12. The rope-cocker rope retainment assembly of claim 10, wherein: the rope is removed from the rope-cocker channel by compressing the ball and spring into the bore, moving the rope over the ball and away from the rope-cocker channel, the ball returns to the rope-retained position.

13. A rope-cocker rope retainment assembly, comprising: a rope-cocker channel is sized to receive a rope from a rope cocker, the rope-cocker channel having an upper surface and a lower surface; anda rope retainment component is located adjacent the rope-cocker channel, the rope retainment component moves from a rope-retained position to a rope-release position, the rope retainment component is biased towards the rope-retained position, and is movable to a rope-released position.

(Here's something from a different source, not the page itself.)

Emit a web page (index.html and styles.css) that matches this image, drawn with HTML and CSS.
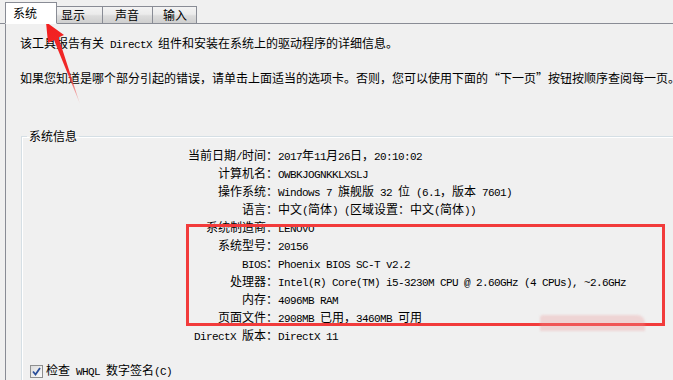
FILE: index.html
```html
<!DOCTYPE html>
<html lang="zh-CN">
<head>
<meta charset="utf-8">
<title>DirectX 诊断工具</title>
<link rel="stylesheet" href="styles.css">
</head>
<body>
<div class="window">
  <div class="tabs">
    <div class="tab active">系统</div>
    <div class="tab">显示</div>
    <div class="tab">声音</div>
    <div class="tab">输入</div>
  </div>
  <div class="panel">
    <p class="intro1">该工具报告有关<span class="m"> DirectX </span>组件和安装在系统上的驱动程序的详细信息。</p>
    <p class="intro2">如果您知道是哪个部分引起的错误，请单击上面适当的选项卡。否则，您可以使用下面的<span class="ql">“</span>下一页<span class="qr">”</span>按钮按顺序查阅每一页。</p>
    <fieldset class="group">
      <legend>系统信息</legend>
      <div class="rows">
        <div class="lbl">当前日期<span class="m">/</span>时间：</div><div class="val"><span class="m">2017</span>年<span class="m">11</span>月<span class="m">26</span>日，<span class="m">20:10:02</span></div>
        <div class="lbl">计算机名：</div><div class="val"><span class="m">OWBKJOGNKKLXSLJ</span></div>
        <div class="lbl">操作系统：</div><div class="val"><span class="m">Windows 7 </span>旗舰版<span class="m"> 32 </span>位<span class="m"> (6.1</span>，版本<span class="m"> 7601)</span></div>
        <div class="lbl">语言：</div><div class="val">中文<span class="m">(</span>简体<span class="m">) (</span>区域设置：中文<span class="m">(</span>简体<span class="m">))</span></div>
        <div class="lbl">系统制造商：</div><div class="val"><span class="m">LENOVO</span></div>
        <div class="lbl">系统型号：</div><div class="val"><span class="m">20156</span></div>
        <div class="lbl"><span class="m">BIOS</span>：</div><div class="val"><span class="m">Phoenix BIOS SC-T v2.2</span></div>
        <div class="lbl">处理器：</div><div class="val"><span class="m">Intel(R) Core(TM) i5-3230M CPU @ 2.60GHz (4 CPUs), ~2.6GHz</span></div>
        <div class="lbl">内存：</div><div class="val"><span class="m">4096MB RAM</span></div>
        <div class="lbl">页面文件：</div><div class="val"><span class="m">2908MB </span>已用，<span class="m">3460MB </span>可用</div>
        <div class="lbl"><span class="m">DirectX </span>版本：</div><div class="val"><span class="m">DirectX 11</span></div>
      </div>
      <label class="check"><span class="box"><svg width="9" height="9" viewBox="0 0 9 9"><path d="M1 4.5 L3.5 7.5 L8 1" fill="none" stroke="#2a4f9a" stroke-width="1.8"/></svg></span><span class="ctext">检查<span class="m"> WHQL </span>数字签名<span class="m">(C)</span></span></label>
    </fieldset>
  </div>
  <div class="highlight"></div>
  <div class="watermark"></div>
  <svg class="arrow" width="100" height="110" viewBox="0 0 100 110">
    <defs>
      <linearGradient id="ag" x1="46" y1="22" x2="80" y2="105" gradientUnits="userSpaceOnUse">
        <stop offset="0" stop-color="#f21f1f"/>
        <stop offset="0.6" stop-color="#f02a2a"/>
        <stop offset="1" stop-color="#f03a3a" stop-opacity="0.1"/>
      </linearGradient>
    </defs>
    <polygon points="46,22 64,35 58.5,37.5 80,104 54,40 48,43" fill="url(#ag)"/>
  </svg>
</div>
</body>
</html>
```

FILE: styles.css
```css
html, body {
  margin: 0;
  padding: 0;
  background: #f0f0f0;
}
body {
  width: 673px;
  height: 380px;
  overflow: hidden;
  font-family: "Noto Sans CJK SC", "DejaVu Sans", sans-serif;
  font-size: 12px;
  color: #000;
}
.window {
  position: relative;
  width: 673px;
  height: 380px;
  overflow: hidden;
}
.m {
  font-family: "Liberation Mono", "DejaVu Sans Mono", monospace;
  font-size: 11px;
  letter-spacing: -0.6px;
  white-space: pre;
}
.ql, .qr {
  display: inline-block;
  width: 12px;
}
.ql { text-align: right; }
.qr { text-align: left; }
.tabs {
  display: flex;
  align-items: flex-end;
  height: 23px;
  padding-left: 5px;
  border-bottom: 1px solid #898c95;
}
.tab {
  box-sizing: border-box;
  height: 18px;
  margin-bottom: -1px;
  line-height: 16px;
  padding: 0 6px;
  border: 1px solid #898c95;
  border-left: none;
  border-bottom: 1px solid #898c95;
  background: linear-gradient(#f3f3f3, #ebebeb 45%, #dcdcdc 55%, #cfcfcf);
}
.tab:nth-child(2) { width: 46px; padding-left: 4px; }
.tab:nth-child(3) { width: 50px; padding-left: 12px; }
.tab:nth-child(4) { width: 44px; padding-left: 10px; }
.tab.active {
  width: 52px;
  height: 22px;
  line-height: 20px;
  padding-left: 7px;
  border-left: 1px solid #898c95;
  border-bottom-color: #fff;
  background: #fff;
  position: relative;
  z-index: 1;
}
.panel {
  margin-left: 5px;
  border-left: 1px solid #898c95;
  padding-left: 14px;
  height: 356px;
}
.panel p {
  margin: 0;
  line-height: 18px;
  white-space: nowrap;
}
.intro1 { padding-top: 10px; }
.intro2 { margin-top: 15px !important; }
.group {
  margin: 42px 0 0 1px;
  padding: 3px 0 0 0;
  border: 1px solid #d5dfe5;
  border-right: none;
  border-bottom: none;
  box-shadow: inset 1px 1px 0 #fff;
  min-width: 0;
  width: 700px;
}
.group legend {
  margin-left: 5px;
  padding: 0 2px;
  line-height: 14px;
}
.rows {
  display: grid;
  grid-template-columns: 256px 1fr;
  grid-auto-rows: 18px;
  line-height: 18px;
  white-space: nowrap;
}
.lbl {
  text-align: right;
}
.check {
  display: flex;
  align-items: center;
  margin-top: 17px;
  padding-left: 8px;
  line-height: 18px;
}
.box {
  box-sizing: border-box;
  width: 13px;
  height: 13px;
  margin-right: 3px;
  border: 1px solid #8e8f8f;
  background: linear-gradient(135deg, #dcdcdc, #fbfbfb);
  display: flex;
  align-items: center;
  justify-content: center;
}
.highlight {
  position: absolute;
  left: 186px;
  top: 224px;
  width: 479px;
  height: 102px;
  box-sizing: border-box;
  border: 3px solid #f23b3b;
}
.watermark {
  position: absolute;
  left: 540px;
  top: 315px;
  width: 105px;
  height: 16px;
  background: rgba(236, 150, 150, 0.3);
  border-radius: 3px 8px 0 0;
  filter: blur(1px);
}
.arrow {
  position: absolute;
  left: 0;
  top: 0;
}
```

14. The rope-cocker rope retainment assembly of claim 13, wherein: the rope is retained in the rope-cocker channel by compressing the rope retainment component, moving the rope over the rope retainment component and into the rope-cocker channel, the rope retainment component returns to the rope-retained position.

15. The rope-cocker rope retainment assembly of claim 13, wherein: the rope is removed from the rope-cocker channel by compressing the rope retainment component, moving the rope over the rope retainment component and away from the rope-cocker channel, the rope retainment component returns to the rope-retained position.